Over 17 MLS seasons, few players have landed with such a ferocious impact as the Argentine attacker did last season. Higuain started only 11 matches and yet still managed to generate some league MVP chatter.

Clearly, the Crew have found something potentially quite special in their 28-year-old forward / attacking midfielder, whose resume includes stops at Boca Juniors and River Plate, and whose brother Gonzalo is among the Galacticos of Real Madrid.

“Something special” means one thing: you build around the guy, fitting the parts and designing the system concentrically around his particular set of abilities. Warzycha and his staff didn’t have time to do so last year. Now they do.
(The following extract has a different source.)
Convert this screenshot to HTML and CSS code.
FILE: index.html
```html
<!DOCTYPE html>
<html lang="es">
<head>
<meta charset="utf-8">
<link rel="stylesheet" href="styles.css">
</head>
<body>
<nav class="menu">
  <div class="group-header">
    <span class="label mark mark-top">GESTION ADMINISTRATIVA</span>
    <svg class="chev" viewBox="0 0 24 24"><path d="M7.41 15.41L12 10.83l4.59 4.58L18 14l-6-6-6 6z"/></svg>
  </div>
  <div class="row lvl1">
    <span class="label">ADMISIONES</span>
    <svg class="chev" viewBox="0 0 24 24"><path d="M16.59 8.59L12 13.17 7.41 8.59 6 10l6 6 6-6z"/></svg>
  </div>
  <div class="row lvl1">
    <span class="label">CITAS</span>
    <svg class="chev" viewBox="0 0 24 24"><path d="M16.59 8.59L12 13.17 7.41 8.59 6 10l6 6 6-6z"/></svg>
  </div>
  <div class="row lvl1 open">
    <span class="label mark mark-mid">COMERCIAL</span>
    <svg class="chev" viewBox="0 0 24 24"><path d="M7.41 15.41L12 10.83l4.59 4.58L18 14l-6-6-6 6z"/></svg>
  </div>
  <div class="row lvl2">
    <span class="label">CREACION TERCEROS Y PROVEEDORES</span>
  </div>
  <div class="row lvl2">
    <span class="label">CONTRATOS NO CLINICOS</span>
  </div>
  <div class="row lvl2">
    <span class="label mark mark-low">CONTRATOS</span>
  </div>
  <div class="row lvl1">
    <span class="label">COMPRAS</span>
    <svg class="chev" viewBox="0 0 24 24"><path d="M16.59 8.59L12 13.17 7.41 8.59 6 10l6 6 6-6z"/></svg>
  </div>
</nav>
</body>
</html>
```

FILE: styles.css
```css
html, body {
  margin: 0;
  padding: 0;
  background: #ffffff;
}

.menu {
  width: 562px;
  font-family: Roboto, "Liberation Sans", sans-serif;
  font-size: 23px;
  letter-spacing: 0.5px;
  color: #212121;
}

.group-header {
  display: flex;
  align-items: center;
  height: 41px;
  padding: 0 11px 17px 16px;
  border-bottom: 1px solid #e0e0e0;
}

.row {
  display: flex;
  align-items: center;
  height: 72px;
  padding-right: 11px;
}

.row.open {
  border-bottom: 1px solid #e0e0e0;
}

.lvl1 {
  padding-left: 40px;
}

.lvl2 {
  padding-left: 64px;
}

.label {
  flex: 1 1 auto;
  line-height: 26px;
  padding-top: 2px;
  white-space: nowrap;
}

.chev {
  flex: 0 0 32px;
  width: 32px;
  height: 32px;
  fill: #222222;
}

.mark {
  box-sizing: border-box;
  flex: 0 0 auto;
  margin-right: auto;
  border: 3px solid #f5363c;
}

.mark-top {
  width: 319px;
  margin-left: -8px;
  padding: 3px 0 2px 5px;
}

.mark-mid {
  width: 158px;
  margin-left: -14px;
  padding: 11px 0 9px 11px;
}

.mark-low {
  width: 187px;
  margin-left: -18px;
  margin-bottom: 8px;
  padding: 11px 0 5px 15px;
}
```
  • How to get the best from everyone?

I love Eddie Gaven and continue to see him as one of Major League Soccer’s most underrated men. Then again, wouldn’t it be nice to see the team’s busy flank midfielder get more than two assists (to go with those nine goals, which, to be fair, is above average production for his position). No one has quite unlocked Tony Tchani’s full potential, which is mostly about making him more consistent. Chad Marshall can still dominate, but he can have his off nights, as well.

Once Warzycha and McCullers fill in the roster gaps, getting the best from the familiar faces around Crew Stadium will certainly help the cause and ease the significant transition ahead.
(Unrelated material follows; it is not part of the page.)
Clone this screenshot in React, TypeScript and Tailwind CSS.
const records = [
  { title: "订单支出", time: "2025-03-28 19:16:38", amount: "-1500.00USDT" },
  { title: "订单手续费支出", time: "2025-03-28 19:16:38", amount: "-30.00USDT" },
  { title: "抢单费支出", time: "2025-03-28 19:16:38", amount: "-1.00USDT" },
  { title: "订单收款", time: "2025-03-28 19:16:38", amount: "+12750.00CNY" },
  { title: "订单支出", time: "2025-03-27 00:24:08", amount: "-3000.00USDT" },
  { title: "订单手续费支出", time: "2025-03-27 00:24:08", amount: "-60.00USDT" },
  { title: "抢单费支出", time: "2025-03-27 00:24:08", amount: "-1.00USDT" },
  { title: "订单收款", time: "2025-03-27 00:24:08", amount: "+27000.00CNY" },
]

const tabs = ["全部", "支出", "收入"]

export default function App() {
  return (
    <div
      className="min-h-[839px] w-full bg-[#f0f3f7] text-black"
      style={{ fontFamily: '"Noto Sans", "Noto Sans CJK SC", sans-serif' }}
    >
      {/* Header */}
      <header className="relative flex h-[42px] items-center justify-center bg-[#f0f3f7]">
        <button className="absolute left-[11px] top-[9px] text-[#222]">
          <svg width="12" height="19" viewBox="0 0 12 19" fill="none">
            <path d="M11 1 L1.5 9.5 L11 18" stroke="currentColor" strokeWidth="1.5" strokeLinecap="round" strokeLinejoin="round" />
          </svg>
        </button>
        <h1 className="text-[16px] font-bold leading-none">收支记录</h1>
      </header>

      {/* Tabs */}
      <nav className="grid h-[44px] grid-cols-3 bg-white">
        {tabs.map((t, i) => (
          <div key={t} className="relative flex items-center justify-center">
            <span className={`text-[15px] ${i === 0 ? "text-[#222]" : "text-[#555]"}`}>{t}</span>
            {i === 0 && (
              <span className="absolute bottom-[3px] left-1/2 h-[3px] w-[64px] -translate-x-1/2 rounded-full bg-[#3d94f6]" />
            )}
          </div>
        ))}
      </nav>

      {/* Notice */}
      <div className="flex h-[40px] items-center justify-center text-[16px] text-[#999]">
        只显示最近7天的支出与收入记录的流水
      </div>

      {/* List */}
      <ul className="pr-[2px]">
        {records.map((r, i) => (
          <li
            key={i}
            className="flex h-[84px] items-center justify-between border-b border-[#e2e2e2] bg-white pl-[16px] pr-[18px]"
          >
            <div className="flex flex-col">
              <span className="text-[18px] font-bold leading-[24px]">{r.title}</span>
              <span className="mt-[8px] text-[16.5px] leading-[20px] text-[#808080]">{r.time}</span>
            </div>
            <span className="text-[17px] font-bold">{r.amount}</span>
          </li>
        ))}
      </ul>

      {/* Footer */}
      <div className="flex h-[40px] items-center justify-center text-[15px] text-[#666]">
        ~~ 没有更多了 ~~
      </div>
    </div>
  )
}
MORE in ProSoccerTalk’s preseason camp series:

Up Next: D.C. United

  1. tylerbetts - Jan 22, 2013 at 6:07 PM

    I’m more concerned with the question of “what is your identity as a team”.

    Start of the year they were an efficient, if boring, team capable of holding lines, playing stout defense, and giving their mostly dormant offense a chance to steal a point or three by keeping the other team out of the net. Later in the year, that defense became porous, just as the offense got some creativity and started breathing live into the scoreboard. If they can find a way to take both of the positives, you’ve got a Cup and Shield contender. If you take both negatives, you’ve got Chivas USA. If you have one of each or are inconsistent, you’ve got a fringe playoff team – just like last year.

    The other question is can Higuain and Arrieta do for an entire season what they did for the last part of last season. Higuain got all the publicity (and he deserved it, no doubt), but O-H Jai-Ro scored 9 goals in 18 games. If he comes close to matching that pace and gives the black and yellow 15-20 goals for the season, we’re in for a fun ride.

  2. Steve Davis - Jan 22, 2013 at 6:35 PM

    I hear ya. But I’m not 100 percent sure the style question is something they can answer with certainty in preseason. As for Higuain and Arrieta, that’s a question that will be answered over the entire season (as your query suggests); what we’re talking about here, of course, is what their chief objectives need to be for preseason camp.

    • tylerbetts - Jan 22, 2013 at 7:11 PM

      Ah. That one’s on me then. Reading comprehension fail, as I misunderstood the scope of the piece.

      As you were, then. Good points all around.

      Any idea what happened to have Duka fall out of grace?

      • Steve Davis - Jan 22, 2013 at 8:16 PM

        On Duka, no. In all honesty, I missed that one until I started poking around Crew-ville today for the preseason piece. Maybe in the coming days ….

  3. wesbadia - Jan 23, 2013 at 8:33 AM

    Do you really think Gruenebaum needs a more solid backup than Lampson? Other than being made to look a fool by an Henry Olimpico, I thought Lampson did great for a (what?) 20 year old kid with no prior professional experience. So far, I see nothing but good with Lampson coming out of the Crew homegrown signing. Now, like I had alluded to in an article I wrote back in the summer, if Montreal would’ve selected Gruenebaum in last year’s Expansion Draft, that would’ve put Columbus in a very large hole last season, and possible this season as well.

    Looking back on the last four seasons, there’s definitely a trend with the Crew’s performance. Ever since Warzycha took the reins, it seems like there’s been a slow sliding down the slope. No question Sigi’s brilliance from the bench was the reason the Crew were so dominating for a couple years, and I honestly think that was the bigger of the two losses after their Cup and back-to-back Shield seasons (GBS being the other). Warzycha seems like a formidable assistant, but I’m beginning to question his actual competencies as a head coach. Perhaps that’s the biggest concern of mine for Columbus this season: will Warzycha finally have a break through and become the high quality coach he needs to be, or will he remain consistently mediocre and be replaced by mid-summer?

  4. dga57 - Jan 23, 2013 at 11:49 AM

    I think the biggest problem has been the head coach. Players wanting out, players being played out of position, lack of tactical awareness. You are too generous when indicating that they went from the Supporter’s Shield (and a first round playoff exit), to two years of playoffs to missing the playoffs. The first of those two playoff years we again lost in the first round. The second of the playoff years we lost the play-in game (i.e., did we even make the playoffs if we didn’t win the play-in game)? If you look at the Milo acquisition, he was supposed to be an attacking midfielder with a nose for the goal. When you read the interview that he gave when he left, he indicates that he thought he did adequately playing in a position which is not his strength (defensive midfielder) and that his best performances were when he was able to move up in the attack. Josh Williams seemed to be a diamond in the rough that looked to be the answer to our center back problem yet he was pushed out to leftback to make space for James, Mendes and Gehrig while Vukovic was banished to the bench.

    I have high hopes that the players coming in, Arrieta and Higuain last year, and Glauber and maybe Martin or a new forward, will be good enough to overcome the weakness on the sideline.